>> begin

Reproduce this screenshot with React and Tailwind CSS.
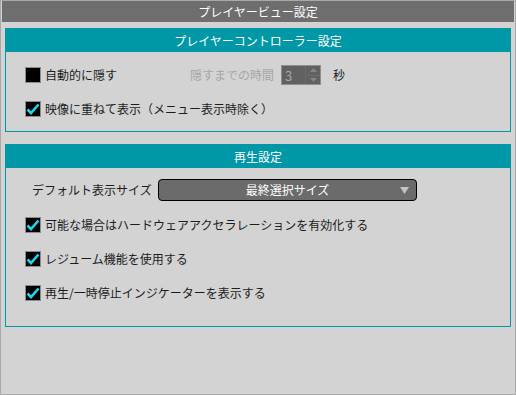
import React from "react";

const FONT = { fontFamily: '"Noto Sans CJK JP", "Noto Sans", sans-serif' };

const CheckBox = ({ checked, label }) => (
  <div className="flex items-center h-[20px]">
    <div className="w-[16px] h-[16px] border border-[#8c8c8c] bg-black flex items-center justify-center">
      {checked && (
        <svg width="14" height="14" viewBox="0 0 14 14">
          <path d="M1.5 7.5 L5 11 L12.5 2.5" fill="none" stroke="#1ed4f2" strokeWidth="2.6" />
        </svg>
      )}
    </div>
    <span className="ml-[4px] text-[12px] text-[#1c1c1c] leading-none">{label}</span>
  </div>
);

const Section = ({ title, height, children }) => (
  <div className={`border border-[#0097a7] flex flex-col ${height}`}>
    <div className="h-[23px] bg-[#0097a7] text-white text-[12px] flex items-center justify-center leading-none">
      {title}
    </div>
    {children}
  </div>
);

export default function App() {
  return (
    <div style={FONT} className="w-[516px] h-[395px] border border-[#a8a8a8] bg-[#d3d3d3] flex flex-col">
      <div className="mx-[1px] h-[21px] bg-[#6e6e6e] text-white text-[12px] flex items-center justify-center leading-none">
        プレイヤービュー設定
      </div>

      <div className="px-[4px] pt-[6px] flex flex-col gap-[12px]">
        <Section title="プレイヤーコントローラー設定" height="h-[104px]">
          <div className="pl-[19px] pt-[13px] flex flex-col gap-[14px]">
            <div className="flex items-center h-[20px]">
              <div className="w-[165px]">
                <CheckBox checked={false} label="自動的に隠す" />
              </div>
              <span className="text-[12px] text-[#a6a6a6] leading-none">隠すまでの時間</span>
              <div className="ml-[7px] w-[40px] h-[20px] bg-[#616161] border border-[#8e8e8e] flex">
                <div className="flex-1 text-[13px] text-[#a9a9a9] pl-[3px] flex items-center leading-none">3</div>
                <div className="w-[15px] flex flex-col border-l border-[#6c6c6c]">
                  <div className="flex-1 flex items-center justify-center border-b border-[#6c6c6c]">
                    <svg width="7" height="4" viewBox="0 0 7 4"><path d="M0 4 L3.5 0 L7 4 Z" fill="#858585" /></svg>
                  </div>
                  <div className="flex-1 flex items-center justify-center">
                    <svg width="7" height="4" viewBox="0 0 7 4"><path d="M0 0 L3.5 4 L7 0 Z" fill="#858585" /></svg>
                  </div>
                </div>
              </div>
              <span className="ml-[12px] text-[12px] text-[#1c1c1c] leading-none">秒</span>
            </div>
            <CheckBox checked label="映像に重ねて表示（メニュー表示時除く）" />
          </div>
        </Section>

        <Section title="再生設定" height="h-[183px]">
          <div className="pt-[11px] flex flex-col">
            <div className="flex items-center h-[22px] pl-[26px]">
              <span className="w-[126px] text-[12px] text-[#1c1c1c] leading-none">デフォルト表示サイズ</span>
              <div className="w-[259px] h-[22px] bg-[#6b6b6b] border border-black rounded-[4px] flex items-center relative">
                <span className="flex-1 text-center text-white text-[12px] leading-none">最終選択サイズ</span>
                <svg className="absolute right-[7px] top-[7px]" width="9" height="7" viewBox="0 0 9 7">
                  <path d="M0 0 L9 0 L4.5 7 Z" fill="#c4c4c4" />
                </svg>
              </div>
            </div>
            <div className="pl-[19px] pt-[14px] flex flex-col gap-[14px]">
              <CheckBox checked label="可能な場合はハードウェアアクセラレーションを有効化する" />
              <CheckBox checked label="レジューム機能を使用する" />
              <CheckBox checked label="再生/一時停止インジケーターを表示する" />
            </div>
          </div>
        </Section>
      </div>
    </div>
  );
}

>> end

> _EXERCISE DIRECTIONS_
Print out the whole of the material word for word, without pictures.

> _SOLUTION FOR THIS EXERCISE_
Reproduce this screenshot with React and Tailwind CSS.
import React from "react";

const FONT = { fontFamily: '"Noto Sans CJK JP", "Noto Sans", sans-serif' };

const CheckBox = ({ checked, label }) => (
  <div className="flex items-center h-[20px]">
    <div className="w-[16px] h-[16px] border border-[#8c8c8c] bg-black flex items-center justify-center">
      {checked && (
        <svg width="14" height="14" viewBox="0 0 14 14">
          <path d="M1.5 7.5 L5 11 L12.5 2.5" fill="none" stroke="#1ed4f2" strokeWidth="2.6" />
        </svg>
      )}
    </div>
    <span className="ml-[4px] text-[12px] text-[#1c1c1c] leading-none">{label}</span>
  </div>
);

const Section = ({ title, height, children }) => (
  <div className={`border border-[#0097a7] flex flex-col ${height}`}>
    <div className="h-[23px] bg-[#0097a7] text-white text-[12px] flex items-center justify-center leading-none">
      {title}
    </div>
    {children}
  </div>
);

export default function App() {
  return (
    <div style={FONT} className="w-[516px] h-[395px] border border-[#a8a8a8] bg-[#d3d3d3] flex flex-col">
      <div className="mx-[1px] h-[21px] bg-[#6e6e6e] text-white text-[12px] flex items-center justify-center leading-none">
        プレイヤービュー設定
      </div>

      <div className="px-[4px] pt-[6px] flex flex-col gap-[12px]">
        <Section title="プレイヤーコントローラー設定" height="h-[104px]">
          <div className="pl-[19px] pt-[13px] flex flex-col gap-[14px]">
            <div className="flex items-center h-[20px]">
              <div className="w-[165px]">
                <CheckBox checked={false} label="自動的に隠す" />
              </div>
              <span className="text-[12px] text-[#a6a6a6] leading-none">隠すまでの時間</span>
              <div className="ml-[7px] w-[40px] h-[20px] bg-[#616161] border border-[#8e8e8e] flex">
                <div className="flex-1 text-[13px] text-[#a9a9a9] pl-[3px] flex items-center leading-none">3</div>
                <div className="w-[15px] flex flex-col border-l border-[#6c6c6c]">
                  <div className="flex-1 flex items-center justify-center border-b border-[#6c6c6c]">
                    <svg width="7" height="4" viewBox="0 0 7 4"><path d="M0 4 L3.5 0 L7 4 Z" fill="#858585" /></svg>
                  </div>
                  <div className="flex-1 flex items-center justify-center">
                    <svg width="7" height="4" viewBox="0 0 7 4"><path d="M0 0 L3.5 4 L7 0 Z" fill="#858585" /></svg>
                  </div>
                </div>
              </div>
              <span className="ml-[12px] text-[12px] text-[#1c1c1c] leading-none">秒</span>
            </div>
            <CheckBox checked label="映像に重ねて表示（メニュー表示時除く）" />
          </div>
        </Section>

        <Section title="再生設定" height="h-[183px]">
          <div className="pt-[11px] flex flex-col">
            <div className="flex items-center h-[22px] pl-[26px]">
              <span className="w-[126px] text-[12px] text-[#1c1c1c] leading-none">デフォルト表示サイズ</span>
              <div className="w-[259px] h-[22px] bg-[#6b6b6b] border border-black rounded-[4px] flex items-center relative">
                <span className="flex-1 text-center text-white text-[12px] leading-none">最終選択サイズ</span>
                <svg className="absolute right-[7px] top-[7px]" width="9" height="7" viewBox="0 0 9 7">
                  <path d="M0 0 L9 0 L4.5 7 Z" fill="#c4c4c4" />
                </svg>
              </div>
            </div>
            <div className="pl-[19px] pt-[14px] flex flex-col gap-[14px]">
              <CheckBox checked label="可能な場合はハードウェアアクセラレーションを有効化する" />
              <CheckBox checked label="レジューム機能を使用する" />
              <CheckBox checked label="再生/一時停止インジケーターを表示する" />
            </div>
          </div>
        </Section>
      </div>
    </div>
  );
}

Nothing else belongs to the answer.